- Interface markup and scripts -
+ + + +

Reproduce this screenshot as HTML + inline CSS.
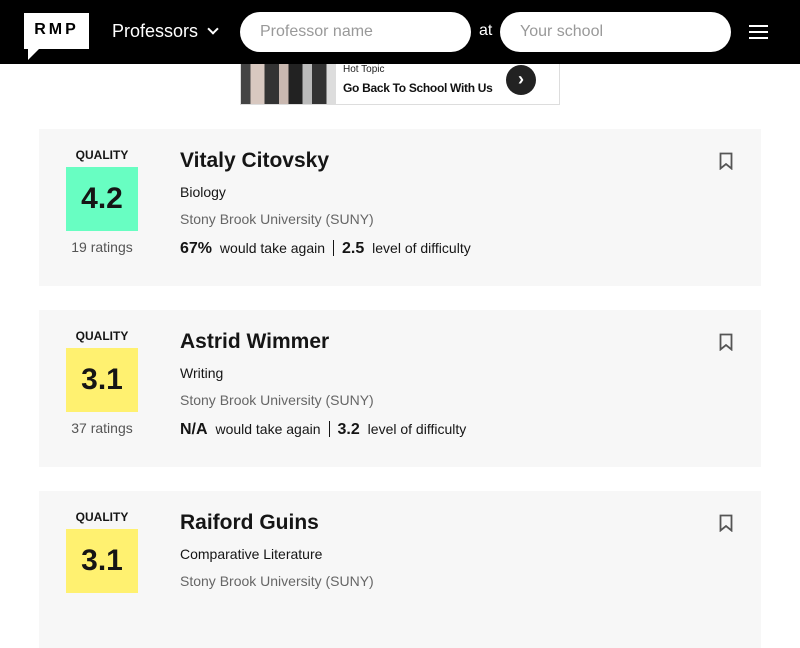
<!DOCTYPE html>
<html><head><style>
*{margin:0;padding:0;box-sizing:border-box}
body{width:800px;height:600px;overflow:hidden;background:#fff;font-family:"Liberation Sans",sans-serif;position:relative}
.hdr{position:absolute;left:0;top:0;width:800px;height:64px;background:#000}
.logo{position:absolute;left:24px;top:13px;width:65px;height:36px;background:#fff;font-weight:bold;font-size:16px;letter-spacing:3px;text-align:center;line-height:34px;color:#000}
.logo:after{content:"";position:absolute;left:4px;bottom:-11px;border-left:0 solid transparent;border-right:12px solid transparent;border-top:12px solid #fff}
.prof{position:absolute;left:112px;top:21px;color:#fff;font-size:18px}
.chev{position:absolute;left:209px;top:25px;width:8px;height:8px;border-right:2px solid #fff;border-bottom:2px solid #fff;transform:rotate(45deg)}
.inp{position:absolute;top:12px;height:40px;background:#fff;border-radius:20px;color:#999;font-size:16px;line-height:40px;padding-left:20px}
.at{position:absolute;left:479px;top:22px;color:#fff;font-size:16px}
.ham{position:absolute;left:749px;width:19px;height:2px;background:#fff}
.ad{position:absolute;left:240px;top:64px;width:320px;height:41px;border:1px solid #ddd;border-top:none;background:#fff}
.card{position:absolute;left:39px;width:722px;height:157px;background:#f7f7f7}
.q{position:absolute;left:27px;top:19px;width:72px;text-align:center;font-size:12px;font-weight:bold;color:#151515}
.box{position:absolute;left:27px;top:38px;width:72px;height:64px;font-size:30px;font-weight:900;line-height:64px;text-align:center;color:#151515}
.rt{position:absolute;left:17px;top:110px;width:92px;text-align:center;font-size:14px;color:#555}
.nm{position:absolute;left:141px;top:20px;font-size:21px;font-weight:900;color:#151515}
.dp{position:absolute;left:141px;top:55px;font-size:14px;color:#151515}
.sc{position:absolute;left:141px;top:82px;font-size:14px;color:#666}
.st{position:absolute;left:141px;top:111px;font-size:14px;color:#151515;white-space:nowrap}
.st b{font-size:16px;font-weight:900;margin-right:4px}
.st i{display:inline-block;width:1px;height:16px;background:#151515;vertical-align:-3px;margin:0 8px}
.bm{position:absolute;left:680px;top:23px}
</style></head><body>
<div class="hdr">
<div class="logo">RMP</div>
<div class="prof">Professors</div><div class="chev"></div>
<div class="inp" style="left:240px;width:231px">Professor name</div>
<div class="at">at</div>
<div class="inp" style="left:500px;width:231px">Your school</div>
<div class="ham" style="top:25px"></div><div class="ham" style="top:31px"></div><div class="ham" style="top:37px"></div>
</div>
<div class="ad">
<div style="position:absolute;left:0;top:0;width:95px;height:40px;background:linear-gradient(90deg,#444 0 10%,#d8c8c0 10% 25%,#333 25% 40%,#c9b8b0 40% 50%,#222 50% 65%,#bbb 65% 75%,#333 75% 90%,#ddd 90%)"></div>
<div style="position:absolute;left:102px;top:0;font-size:10px;color:#222">Hot Topic</div>
<div style="position:absolute;left:102px;top:17px;font-size:12px;font-weight:bold;color:#111;letter-spacing:-.3px">Go Back To School With Us</div>
<div style="position:absolute;left:265px;top:1px;width:30px;height:30px;border-radius:50%;background:#222;color:#fff;font-size:18px;text-align:center;line-height:29px;font-weight:bold">›</div>
</div>

<div class="card" style="top:129px">
<div class="q">QUALITY</div><div class="box" style="background:#68fec2">4.2</div><div class="rt">19 ratings</div>
<div class="nm">Vitaly Citovsky</div><div class="dp">Biology</div><div class="sc">Stony Brook University (SUNY)</div>
<div class="st"><b>67%</b> would take again<i></i><b>2.5</b> level of difficulty</div>
<svg class="bm" width="14" height="18" viewBox="0 0 14 18"><path d="M1.5 1.5h11v15l-5.5-4.5-5.5 4.5z" fill="none" stroke="#555" stroke-width="1.8"/></svg>
</div>
<div class="card" style="top:310px">
<div class="q">QUALITY</div><div class="box" style="background:#fff170">3.1</div><div class="rt">37 ratings</div>
<div class="nm">Astrid Wimmer</div><div class="dp">Writing</div><div class="sc">Stony Brook University (SUNY)</div>
<div class="st"><b>N/A</b> would take again<i></i><b>3.2</b> level of difficulty</div>
<svg class="bm" width="14" height="18" viewBox="0 0 14 18"><path d="M1.5 1.5h11v15l-5.5-4.5-5.5 4.5z" fill="none" stroke="#555" stroke-width="1.8"/></svg>
</div>
<div class="card" style="top:491px">
<div class="q">QUALITY</div><div class="box" style="background:#fff170">3.1</div>
<div class="nm">Raiford Guins</div><div class="dp">Comparative Literature</div><div class="sc">Stony Brook University (SUNY)</div>
<svg class="bm" width="14" height="18" viewBox="0 0 14 18"><path d="M1.5 1.5h11v15l-5.5-4.5-5.5 4.5z" fill="none" stroke="#555" stroke-width="1.8"/></svg>
</div>
</body></html>
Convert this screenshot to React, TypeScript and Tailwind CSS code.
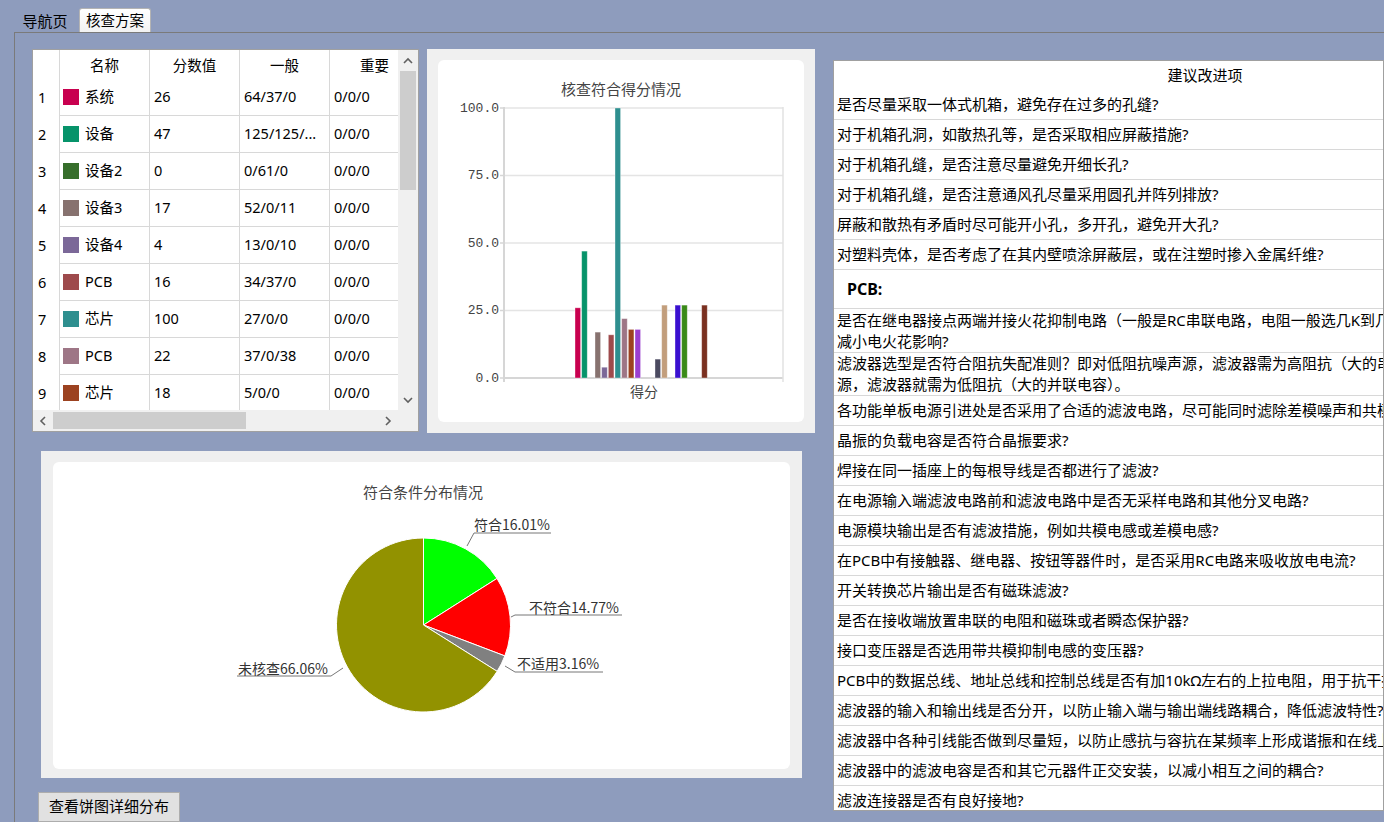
import { useMemo } from "react";

const TABLE_ROWS = [
  { id: 1, color: "#c8004f", name: "系统", score: "26", normal: "64/37/0", important: "0/0/0" },
  { id: 2, color: "#06936a", name: "设备", score: "47", normal: "125/125/...", important: "0/0/0" },
  { id: 3, color: "#366e2b", name: "设备2", score: "0", normal: "0/61/0", important: "0/0/0" },
  { id: 4, color: "#87726f", name: "设备3", score: "17", normal: "52/0/11", important: "0/0/0" },
  { id: 5, color: "#7b6898", name: "设备4", score: "4", normal: "13/0/10", important: "0/0/0" },
  { id: 6, color: "#9e4a4c", name: "PCB", score: "16", normal: "34/37/0", important: "0/0/0" },
  { id: 7, color: "#2e8f8f", name: "芯片", score: "100", normal: "27/0/0", important: "0/0/0" },
  { id: 8, color: "#9e7686", name: "PCB", score: "22", normal: "37/0/38", important: "0/0/0" },
  { id: 9, color: "#9c4220", name: "芯片", score: "18", normal: "5/0/0", important: "0/0/0" },
];

const BARS: [number, string][] = [
  [26, "#c8004f"],
  [47, "#06936a"],
  [0, "#366e2b"],
  [17, "#87726f"],
  [4, "#7b6898"],
  [16, "#9e4a4c"],
  [100, "#2e8f8f"],
  [22, "#9e7686"],
  [18, "#9c4220"],
  [18, "#9b3fcf"],
  [0, "#000"],
  [0, "#000"],
  [7, "#4b4a60"],
  [27, "#c29e7c"],
  [0, "#000"],
  [27, "#3a10d0"],
  [27, "#3a8a18"],
  [0, "#000"],
  [0, "#000"],
  [27, "#7a3020"],
];

const PIE = [
  { value: 16.01, color: "#00ff00" },
  { value: 14.77, color: "#ff0000" },
  { value: 3.16, color: "#808080" },
  { value: 66.06, color: "#929200" },
];

type Item = { lines: string[]; bold?: boolean; h?: string };

const SUGGESTIONS: Item[] = [
  { lines: ["是否尽量采取一体式机箱，避免存在过多的孔缝?"] },
  { lines: ["对于机箱孔洞，如散热孔等，是否采取相应屏蔽措施?"] },
  { lines: ["对于机箱孔缝，是否注意尽量避免开细长孔?"] },
  { lines: ["对于机箱孔缝，是否注意通风孔尽量采用圆孔并阵列排放?"] },
  { lines: ["屏蔽和散热有矛盾时尽可能开小孔，多开孔，避免开大孔?"] },
  { lines: ["对塑料壳体，是否考虑了在其内壁喷涂屏蔽层，或在注塑时掺入金属纤维?"] },
  { lines: ["PCB:"], bold: true },
  {
    lines: [
      "是否在继电器接点两端并接火花抑制电路（一般是RC串联电路，电阻一般选几K到几十K，电容选0.01uF），以",
      "减小电火花影响?",
    ],
    h: "h-[44px]",
  },
  {
    lines: [
      "滤波器选型是否符合阻抗失配准则？即对低阻抗噪声源，滤波器需为高阻抗（大的串联电感）；对高阻抗噪声",
      "源，滤波器就需为低阻抗（大的并联电容）。",
    ],
    h: "h-[43px]",
  },
  { lines: ["各功能单板电源引进处是否采用了合适的滤波电路，尽可能同时滤除差模噪声和共模噪声?"] },
  { lines: ["晶振的负载电容是否符合晶振要求?"] },
  { lines: ["焊接在同一插座上的每根导线是否都进行了滤波?"] },
  { lines: ["在电源输入端滤波电路前和滤波电路中是否无采样电路和其他分叉电路?"] },
  { lines: ["电源模块输出是否有滤波措施，例如共模电感或差模电感?"] },
  { lines: ["在PCB中有接触器、继电器、按钮等器件时，是否采用RC电路来吸收放电电流?"] },
  { lines: ["开关转换芯片输出是否有磁珠滤波?"] },
  { lines: ["是否在接收端放置串联的电阻和磁珠或者瞬态保护器?"] },
  { lines: ["接口变压器是否选用带共模抑制电感的变压器?"] },
  { lines: ["PCB中的数据总线、地址总线和控制总线是否有加10kΩ左右的上拉电阻，用于抗干扰?"] },
  { lines: ["滤波器的输入和输出线是否分开，以防止输入端与输出端线路耦合，降低滤波特性?"] },
  { lines: ["滤波器中各种引线能否做到尽量短，以防止感抗与容抗在某频率上形成谐振和在线上耦合?"] },
  { lines: ["滤波器中的滤波电容是否和其它元器件正交安装，以减小相互之间的耦合?"] },
  { lines: ["滤波连接器是否有良好接地?"] },
];

const Chevron = ({ dir }: { dir: "up" | "down" | "left" | "right" }) => {
  const pts = {
    up: "1,6 5,2 9,6",
    down: "1,2 5,6 9,2",
    left: "6,1 2,5 6,9",
    right: "2,1 6,5 2,9",
  }[dir];
  const vertical = dir === "up" || dir === "down";
  return (
    <svg width={vertical ? 10 : 8} height={vertical ? 8 : 10} viewBox={vertical ? "0 0 10 8" : "0 0 8 10"}>
      <polyline points={pts} fill="none" stroke="#606060" strokeWidth="1.6" />
    </svg>
  );
};

const ScoreTable = () => (
  <div className="w-[387px] h-[383px] border border-[#a0a0a0] bg-white flex flex-col text-[14.5px] text-black">
    <div className="flex flex-1 min-h-0">
      <div className="w-[365px] overflow-hidden">
        <div className="flex h-[29px] w-[440px]">
          <div className="w-[27px] border-r border-[#d8d8d8]" />
          {["名称", "分数值", "一般", "重要"].map((h) => (
            <div key={h} className="w-[90px] border-r border-[#d8d8d8] flex items-center justify-center pt-[2px]">
              {h}
            </div>
          ))}
        </div>
        {TABLE_ROWS.map((r) => (
          <div key={r.id} className="flex h-[37px] w-[440px]">
            <div className="w-[27px] border-r border-[#d8d8d8] flex items-center pl-[5px]">{r.id}</div>
            <div className="w-[90px] border-r border-b border-[#d8d8d8] flex items-center pl-[3px] gap-[6px]">
              <span className="w-[16px] h-[16px]" style={{ backgroundColor: r.color }} />
              <span>{r.name}</span>
            </div>
            <div className="w-[90px] border-r border-b border-[#d8d8d8] flex items-center pl-[4px]">{r.score}</div>
            <div className="w-[90px] border-r border-b border-[#d8d8d8] flex items-center pl-[4px] whitespace-nowrap">
              {r.normal}
            </div>
            <div className="w-[90px] border-r border-b border-[#d8d8d8] flex items-center pl-[4px]">{r.important}</div>
          </div>
        ))}
      </div>
      <div className="w-[20px] bg-[#f0f0f0] flex flex-col">
        <div className="h-[21px] flex items-center justify-center">
          <Chevron dir="up" />
        </div>
        <div className="flex-1 px-[2px]">
          <div className="h-[119px] bg-[#cdcdcd]" />
        </div>
        <div className="h-[21px] flex items-center justify-center">
          <Chevron dir="down" />
        </div>
      </div>
    </div>
    <div className="h-[21px] flex bg-[#f0f0f0]">
      <div className="w-[365px] flex items-center">
        <div className="w-[20px] flex items-center justify-center">
          <Chevron dir="left" />
        </div>
        <div className="w-[193px] h-[17px] bg-[#cdcdcd]" />
        <div className="flex-1" />
        <div className="w-[20px] flex items-center justify-center">
          <Chevron dir="right" />
        </div>
      </div>
      <div className="w-[20px]" />
    </div>
  </div>
);

const BarChart = () => {
  const y0 = 318;
  const k = 2.7;
  return (
    <svg width="366" height="362" viewBox="0 0 366 362">
      <text
        x="183"
        y="28"
        textAnchor="middle"
        dominantBaseline="central"
        fontSize="15"
        fill="#444"
        fontFamily="'Noto Sans CJK SC', sans-serif"
      >
        核查符合得分情况
      </text>
      {[0, 25, 50, 75, 100].map((v) => {
        const y = y0 - v * k;
        return (
          <g key={v}>
            <line x1="66" x2="345" y1={y} y2={y} stroke={v === 0 ? "#d6d6d6" : "#e4e4e4"} strokeWidth={v === 0 ? 2 : 1.6} />
            <line x1="62" x2="66" y1={y} y2={y} stroke="#d6d6d6" strokeWidth="1.5" />
            <text
              x="61"
              y={y}
              textAnchor="end"
              dominantBaseline="central"
              fontSize="13"
              fill="#444"
              fontFamily="'Liberation Mono', monospace"
            >
              {v.toFixed(1)}
            </text>
          </g>
        );
      })}
      <line x1="66" x2="66" y1="47" y2="322" stroke="#d6d6d6" strokeWidth="2" />
      <line x1="345" x2="345" y1="47" y2="322" stroke="#e2e2e2" strokeWidth="1.5" />
      {BARS.map(([v, c], i) =>
        v > 0 ? (
          <rect
            key={i}
            x={137 + i * 6.667}
            y={y0 - v * k}
            width="5.6"
            height={v * k}
            fill={c}
            stroke="#ffffff"
            strokeOpacity="0.45"
            strokeWidth="0.8"
          />
        ) : null
      )}
      <text
        x="206"
        y="331"
        textAnchor="middle"
        dominantBaseline="central"
        fontSize="14"
        fill="#444"
        fontFamily="'Noto Sans CJK SC', sans-serif"
      >
        得分
      </text>
    </svg>
  );
};

const PieChart = () => {
  const cx = 370.5;
  const cy = 163;
  const r = 87;
  const slices = useMemo(() => {
    let acc = 0;
    return PIE.map((s) => {
      const a0 = (acc / 100) * Math.PI * 2;
      acc += s.value;
      const a1 = (acc / 100) * Math.PI * 2;
      const p0 = [cx + r * Math.sin(a0), cy - r * Math.cos(a0)];
      const p1 = [cx + r * Math.sin(a1), cy - r * Math.cos(a1)];
      const large = a1 - a0 > Math.PI ? 1 : 0;
      return { d: `M${cx},${cy} L${p0[0]},${p0[1]} A${r},${r} 0 ${large} 1 ${p1[0]},${p1[1]} Z`, color: s.color };
    });
  }, []);

  const labels = [
    { text: "符合16.01%", tx: 421, ty: 62, lead: "414,84 421,71 498,71" },
    { text: "不符合14.77%", tx: 476, ty: 145, lead: "458,155 462,153 569,153" },
    { text: "不适用3.16%", tx: 464, ty: 201, lead: "452,204 462,210 550,210" },
    { text: "未核查66.06%", tx: 185, ty: 206, lead: "290,206 278,214 184,214" },
  ];

  return (
    <svg width="737" height="307" viewBox="0 0 737 307">
      <text
        x="370"
        y="29"
        textAnchor="middle"
        dominantBaseline="central"
        fontSize="15"
        fill="#444"
        fontFamily="'Noto Sans CJK SC', sans-serif"
      >
        符合条件分布情况
      </text>
      {slices.map((s, i) => (
        <path key={i} d={s.d} fill={s.color} stroke="#ffffff" strokeWidth="1" />
      ))}
      {labels.map((l) => (
        <g key={l.text}>
          <polyline points={l.lead} fill="none" stroke="#777" strokeWidth="1" />
          <text
            x={l.tx}
            y={l.ty}
            dominantBaseline="central"
            fontSize="14"
            fill="#333"
            fontFamily="'Noto Sans CJK SC', sans-serif"
          >
            {l.text}
          </text>
        </g>
      ))}
    </svg>
  );
};

const SuggestionPanel = () => (
  <div className="flex-1 mt-[27px] h-[751px] border border-[#a0a0a0] bg-white overflow-hidden text-[15px] text-black">
    <div className="w-[742px]">
      <div className="h-[28px] flex items-center justify-center pt-[1px]">建议改进项</div>
      {SUGGESTIONS.map((s, i) => {
        const edge = i === 0 ? "" : " border-t border-[#d8d8d8]";
        if (s.bold) {
          return (
            <div key={i} className={"h-[39px] flex items-center pl-[13px] text-[16px] font-bold" + edge}>
              PCB:
            </div>
          );
        }
        const multi = s.lines.length > 1;
        return (
          <div
            key={i}
            className={
              (multi
                ? (s.h ?? "h-[44px]") + " flex flex-col justify-center pl-[3px] leading-[21px]"
                : "h-[30px] flex flex-col justify-center pl-[3px]") + edge
            }
          >
            {s.lines.map((line, j) => (
              <div key={j} className="whitespace-nowrap">
                {line}
              </div>
            ))}
          </div>
        );
      })}
    </div>
  </div>
);

export default function App() {
  return (
    <div className="w-[1384px] h-[822px] overflow-hidden bg-[#8e9cbd] font-['Noto_Sans','Noto_Sans_CJK_SC',sans-serif] flex flex-col">
      <div className="h-[32px] flex items-end shrink-0">
        <div className="ml-[14px] w-[62px] h-[22px] flex items-center justify-center text-[15px] text-black">导航页</div>
        <div className="ml-[3px] w-[72px] h-[24px] rounded-t-[3px] border border-b-0 border-[#b4b4b4] bg-gradient-to-b from-white to-[#f2f2f2] flex items-center justify-center text-[14.5px] text-black">
          核查方案
        </div>
      </div>
      <div className="ml-[14px] flex-1 border-l border-t border-[#7a7a7a] flex min-h-0">
        <div className="w-[818px] shrink-0 pl-[17px] pt-[16px] flex flex-col">
          <div className="flex gap-[8px] items-start">
            <ScoreTable />
            <div className="w-[388px] h-[384px] bg-[#f0f0f0] p-[11px]">
              <div className="w-[366px] h-[362px] bg-white rounded-[6px]">
                <BarChart />
              </div>
            </div>
          </div>
          <div className="ml-[9px] mt-[18px] w-[761px] h-[330px] bg-[#efefef] pt-[11px] pl-[12px]">
            <div className="w-[737px] h-[307px] bg-white rounded-[6px]">
              <PieChart />
            </div>
          </div>
          <button className="ml-[6px] mt-[14px] w-[142px] h-[30px] bg-[#e1e1e1] border border-[#adadad] text-[15px] text-black text-left pl-[10px] pb-[2px]">
            查看饼图详细分布
          </button>
        </div>
        <SuggestionPanel />
      </div>
    </div>
  );
}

+ + + +

- Task details -
Find the word "this" in the data and show each line that holds it.

- Output below -
Reproduce this screenshot as HTML + inline CSS.
Convert this screenshot to React, TypeScript and Tailwind CSS code.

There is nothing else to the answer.